Hence, as means for resolving such a problem, there has been proposed a bearing for linear sliding in which a ball connector where a number of balls are aligned and held is integrated to the endless track (Japanese Unexamined Patent Publication No. JP-A-5-52217). As shown by FIG. 25 and FIG. 26, according to such a ball connector 200, spacers 202 are interposed among respective balls 201 contiguous to each other, the spacers 202 are connected by a pair of strip-like connecting members 203 along a direction of arranging the balls by which the balls 201 are connected in a rosary-like shape and the ball connector is fabricated by molding flexible resin by injection molding in which the balls 201 are arranged in a die as cores.
According to the conventional bearing for linear sliding constituted as described above, as shown by FIG. 27, the above-described ball connector 200 is integrated to a ball return hole 205 and direction change paths 206 of a sliding base 204 and circulated in the endless track and in this case, the spacers 202 are interposed among the balls 201 contiguous to each other and accordingly, mutual friction or collision among the balls is prevented and wear of the balls 201 can be prevented as less as possible.
Meanwhile, in circulating the balls in the endless track, the ball relieved of a load needs to be scooped up from the ball rolling groove of the track rail to the direction change path of the sliding base and in such a scoop-up operation, as shown by FIG. 28, it is preferable to guide the ball 201 in a direction where a ball rolling groove 208 of the track rail 207 and a load rolling groove 209 of the sliding base 204 are opposed to each other (hereinafter, described as ball contact direction). Because when the ball 201 is guided in such a direction, meandering of the ball 201 in the direction change path 206 is prevented and circulation of the ball 201 in the endless track of the sliding base 204 is carried out smoothly.
Meanwhile, from a standpoint of avoiding magnifying of the sliding base 204, there is a case where formation of the ball return hole 205 in the ball contact direction is not necessarily proper and there is a case where the ball return hole 205 cannot be formed in the ball contact direction for avoiding interference with a tap hole since the tap hole is formed at the sliding base 204 to fix a movable body such as a table or the like.
Accordingly, in order to promote the degree of freedom of a position of forming the ball return hole 205 in respect of the sliding base 204 while achieving smooth formation of circulation of the balls 201 in the endless track, as shown by FIG. 29, the direction change path 206 for guiding the balls from the load rolling groove 209 to the ball return hole 205 needs to form to bend from the ball contact direction.

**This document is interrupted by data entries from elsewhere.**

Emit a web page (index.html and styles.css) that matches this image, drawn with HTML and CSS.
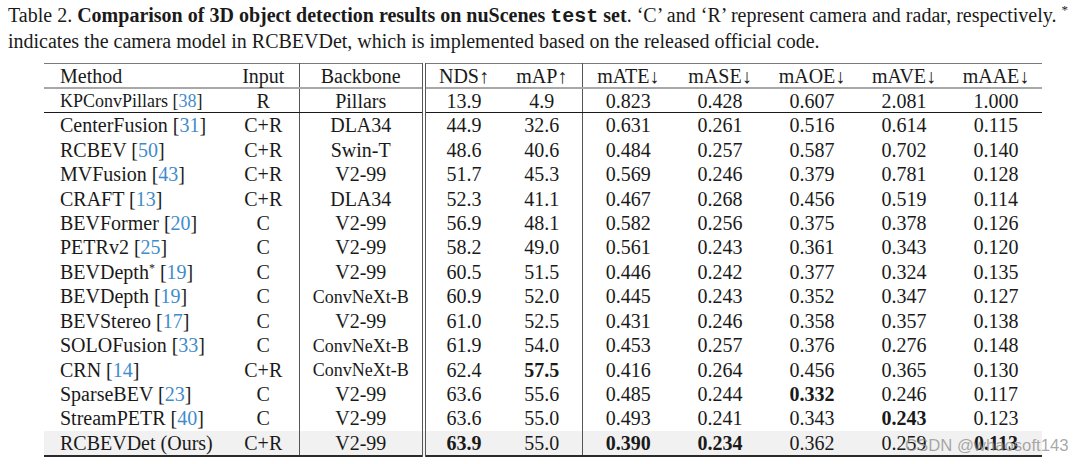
FILE: index.html
```html
<!DOCTYPE html>
<html>
<head>
<meta charset="utf-8">
<link rel="stylesheet" href="styles.css">
</head>
<body>
<div class="page">
  <div class="caption">
    <div class="line1">Table 2. <b>Comparison of 3D object detection results on nuScenes <span class="mono">test</span> set</b>. ‘C’ and ‘R’ represent camera and radar, respectively. <sup class="star">*</sup></div>
    <div class="line2">indicates the camera model in RCBEVDet, which is implemented based on the released official code.</div>
  </div>
  <table class="results">
    <colgroup>
      <col class="c-method"><col class="c-input"><col class="c-backbone"><col class="c-nds"><col class="c-map"><col class="c-err"><col class="c-err"><col class="c-err"><col class="c-err"><col class="c-err">
    </colgroup>
    <thead>
      <tr class="head">
        <th class="m">Method</th><th class="vr">Input</th><th class="dbl">Backbone</th><th>NDS↑</th><th class="vr">mAP↑</th><th>mATE↓</th><th>mASE↓</th><th>mAOE↓</th><th>mAVE↓</th><th>mAAE↓</th>
      </tr>
    </thead>
    <tbody>
      <tr class="radar">
        <td class="m"><span class="sm">KPConvPillars [<span class="ref">38</span>]</span></td><td class="vr">R</td><td class="dbl">Pillars</td><td>13.9</td><td class="vr">4.9</td><td>0.823</td><td>0.428</td><td>0.607</td><td>2.081</td><td>1.000</td>
      </tr>
      <tr>
        <td class="m">CenterFusion [<span class="ref">31</span>]</td><td class="vr">C+R</td><td class="dbl">DLA34</td><td>44.9</td><td class="vr">32.6</td><td>0.631</td><td>0.261</td><td>0.516</td><td>0.614</td><td>0.115</td>
      </tr>
      <tr>
        <td class="m">RCBEV [<span class="ref">50</span>]</td><td class="vr">C+R</td><td class="dbl">Swin-T</td><td>48.6</td><td class="vr">40.6</td><td>0.484</td><td>0.257</td><td>0.587</td><td>0.702</td><td>0.140</td>
      </tr>
      <tr>
        <td class="m">MVFusion [<span class="ref">43</span>]</td><td class="vr">C+R</td><td class="dbl">V2-99</td><td>51.7</td><td class="vr">45.3</td><td>0.569</td><td>0.246</td><td>0.379</td><td>0.781</td><td>0.128</td>
      </tr>
      <tr>
        <td class="m">CRAFT [<span class="ref">13</span>]</td><td class="vr">C+R</td><td class="dbl">DLA34</td><td>52.3</td><td class="vr">41.1</td><td>0.467</td><td>0.268</td><td>0.456</td><td>0.519</td><td>0.114</td>
      </tr>
      <tr>
        <td class="m">BEVFormer [<span class="ref">20</span>]</td><td class="vr">C</td><td class="dbl">V2-99</td><td>56.9</td><td class="vr">48.1</td><td>0.582</td><td>0.256</td><td>0.375</td><td>0.378</td><td>0.126</td>
      </tr>
      <tr>
        <td class="m">PETRv2 [<span class="ref">25</span>]</td><td class="vr">C</td><td class="dbl">V2-99</td><td>58.2</td><td class="vr">49.0</td><td>0.561</td><td>0.243</td><td>0.361</td><td>0.343</td><td>0.120</td>
      </tr>
      <tr>
        <td class="m">BEVDepth<sup class="ast">*</sup> [<span class="ref">19</span>]</td><td class="vr">C</td><td class="dbl">V2-99</td><td>60.5</td><td class="vr">51.5</td><td>0.446</td><td>0.242</td><td>0.377</td><td>0.324</td><td>0.135</td>
      </tr>
      <tr>
        <td class="m">BEVDepth [<span class="ref">19</span>]</td><td class="vr">C</td><td class="dbl"><span class="sm">ConvNeXt-B</span></td><td>60.9</td><td class="vr">52.0</td><td>0.445</td><td>0.243</td><td>0.352</td><td>0.347</td><td>0.127</td>
      </tr>
      <tr>
        <td class="m">BEVStereo [<span class="ref">17</span>]</td><td class="vr">C</td><td class="dbl">V2-99</td><td>61.0</td><td class="vr">52.5</td><td>0.431</td><td>0.246</td><td>0.358</td><td>0.357</td><td>0.138</td>
      </tr>
      <tr>
        <td class="m">SOLOFusion [<span class="ref">33</span>]</td><td class="vr">C</td><td class="dbl"><span class="sm">ConvNeXt-B</span></td><td>61.9</td><td class="vr">54.0</td><td>0.453</td><td>0.257</td><td>0.376</td><td>0.276</td><td>0.148</td>
      </tr>
      <tr>
        <td class="m">CRN [<span class="ref">14</span>]</td><td class="vr">C+R</td><td class="dbl"><span class="sm">ConvNeXt-B</span></td><td>62.4</td><td class="vr"><b>57.5</b></td><td>0.416</td><td>0.264</td><td>0.456</td><td>0.365</td><td>0.130</td>
      </tr>
      <tr>
        <td class="m">SparseBEV [<span class="ref">23</span>]</td><td class="vr">C</td><td class="dbl">V2-99</td><td>63.6</td><td class="vr">55.6</td><td>0.485</td><td>0.244</td><td><b>0.332</b></td><td>0.246</td><td>0.117</td>
      </tr>
      <tr>
        <td class="m">StreamPETR [<span class="ref">40</span>]</td><td class="vr">C</td><td class="dbl">V2-99</td><td>63.6</td><td class="vr">55.0</td><td>0.493</td><td>0.241</td><td>0.343</td><td><b>0.243</b></td><td>0.123</td>
      </tr>
      <tr class="ours">
        <td class="m">RCBEVDet (Ours)</td><td class="vr">C+R</td><td class="dbl">V2-99</td><td><b>63.9</b></td><td class="vr">55.0</td><td><b>0.390</b></td><td><b>0.234</b></td><td>0.362</td><td>0.259</td><td><b>0.113</b></td>
      </tr>
    </tbody>
  </table>
  <div class="watermark">CSDN @whaosoft143</div>
</div>
</body>
</html>
```
FILE: styles.css
```css
html, body {
  margin: 0;
  padding: 0;
  background: #ffffff;
}

.page {
  position: relative;
  width: 1080px;
  height: 464px;
  overflow: hidden;
  font-family: "Liberation Serif", "Times New Roman", serif;
  color: #1a1a1a;
}

.caption {
  padding: 3px 12px 0 8px;
  font-size: 20px;
  line-height: 25px;
}

.line1 {
  text-align: justify;
  text-align-last: justify;
}

.mono {
  font-family: "Liberation Mono", "Courier New", monospace;
  font-weight: bold;
}

.star {
  font-size: 13px;
  line-height: 0;
  vertical-align: 8px;
}

.results {
  margin: 9px 0 0 44px;
  width: 998px;
  table-layout: fixed;
  border-collapse: collapse;
  font-size: 20px;
  border-top: 1.5px solid #7a7a7a;
  border-bottom: 2px solid #2a2a2a;
}

.c-method { width: 184px; }
.c-input { width: 71px; }
.c-backbone { width: 125px; }
.c-nds { width: 78px; }
.c-map { width: 80px; }
.c-err { width: 92px; }

.results th,
.results td {
  padding: 0;
  text-align: center;
  vertical-align: middle;
  font-weight: normal;
  white-space: nowrap;
  line-height: 22px;
}

.results .m {
  text-align: left;
  padding-left: 16px;
}

.results .vr {
  border-right: 1px solid #555555;
}

.results .dbl {
  border-right: 4px double #555555;
}

.head th {
  height: 23px;
  border-bottom: 2px solid #a8a8a8;
}

.results tbody tr td {
  height: 24.45px;
}

.results tbody tr.radar td {
  height: 23px;
  border-bottom: 1.5px solid #1a1a1a;
}

.ours td {
  background: #f1f1f1;
}

.results b {
  font-weight: bold;
}

.sm {
  font-size: 18px;
}

.ref {
  color: #3f8ccc;
}

.ast {
  font-size: 12px;
  line-height: 0;
  vertical-align: 7px;
}

.watermark {
  position: absolute;
  left: 905px;
  top: 436px;
  white-space: nowrap;
  font-family: "Liberation Sans", Arial, sans-serif;
  font-size: 16.7px;
  color: rgba(140, 140, 140, 0.75);
}
```
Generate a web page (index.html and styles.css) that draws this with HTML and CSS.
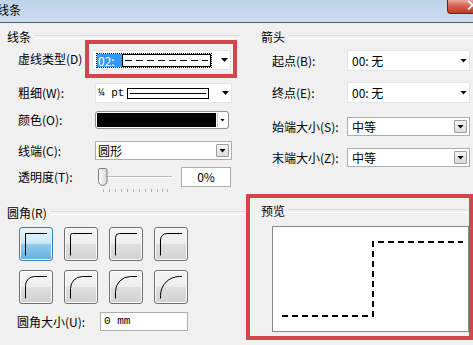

Further, in the case of considering the inherent role of the direction change path where the direction of rolling the balls is reversed, it is preferable that the swirl radius of the balls in such a direction change path is large and for that purpose, the length of the direction change path needs to set long. However, in the case where the ball return hole is positioned in the ball contact direction in view from the load rolling groove, when the length of the direction change path is set long, an interval between the load rolling groove and the ball return hole is naturally widened and magnification of the sliding base cannot be avoided.
Accordingly, also in view thereof, the ball return hole needs to form at an arbitrary position of the sliding base and the direction change path for communicating and connecting the ball return hole with the load rolling groove needs to form to bend.
However, according to such a conventional ball connector 200, side edges of the strip-like connecting members 203 for connecting the respective spacers 202 are linearly formed and therefore, there poses a problem in which although the ball connector 200 is easy to bend in a direction intersecting with the faces of the connecting members 203 (arrow line A direction in FIG. 26), the ball connector 200 is difficult to bend in a direction in parallel with the faces of the connecting members 203 (arrow line B direction in FIG. 25), when the direction change path 206 is bent to deviate from the ball contact direction as mentioned above, the ball connector 200 is obliged to integrate into the endless track by forcibly bending it and therefore, smooth circulation of the ball connector 200 cannot be expected.
Therefore, according to the conventional linear guide device using the ball connector, when smoothness of circulation of the ball connector in the endless track is considered, the ball return hole is obliged to form in the ball contact direction in view from the load rolling groove which constitutes one factor for magnifying the sliding base.
Further, according to the conventional ball spline device described above, from a standpoint of achieving to downsize the nut member, the ball return hole needs to install as near to the inner diameter of the nut member as possible and it is difficult to form the ball return hole in the ball contact direction in view from the load rolling groove similar to the bearing for linear sliding mentioned above.
Therefore, when the conventional ball chain shown by FIG. 25 is integrated to the endless track of the ball spline device, smooth circulation of the ball chain cannot be expected.
Meanwhile, according to a ball screw device which is used with a purpose of converting rotational movement of a motor into linear movement and which constitutes a linear guide unit of a machine tool or the like by being used along with the linear guide device mentioned above, a screw shaft and a nut member are in mesh with each other via balls and the nut member is similarly provided with an endless track for the balls. Accordingly, from a standpoint of preventing wear of the balls circulating at inside of the nut member, it is preferable also for the ball screw device to integrate a ball connector to the endless track. However, as already has been explained, the conventional ball connector is provided with a structure where it is easy to bend only in specific directions and accordingly, it is difficult to integrate the ball connector to the ball endless track of the ball screw device.
That is, in integrating the ball connector to the ball endless track of the ball screw device, the ball connector needs to wind spirally in respect of the screw shaft. Accordingly, the ball connector needs to circulate not planarly but sterically and in the case of the conventional ball connector having small degree of freedom in respect of the bending direction, smooth circulation of the ball connector in the endless track cannot be expected. Further, when the ball connector is integrated to the ball screw device, the ball connector is obliged to circulate in the endless track in a state accompanied by more or less twist and when the conventional ball connector having a low degree of freedom in respect of the bending performance is used by forcibly twisting it, there is a concern where the balls are detached from the ball connector per se.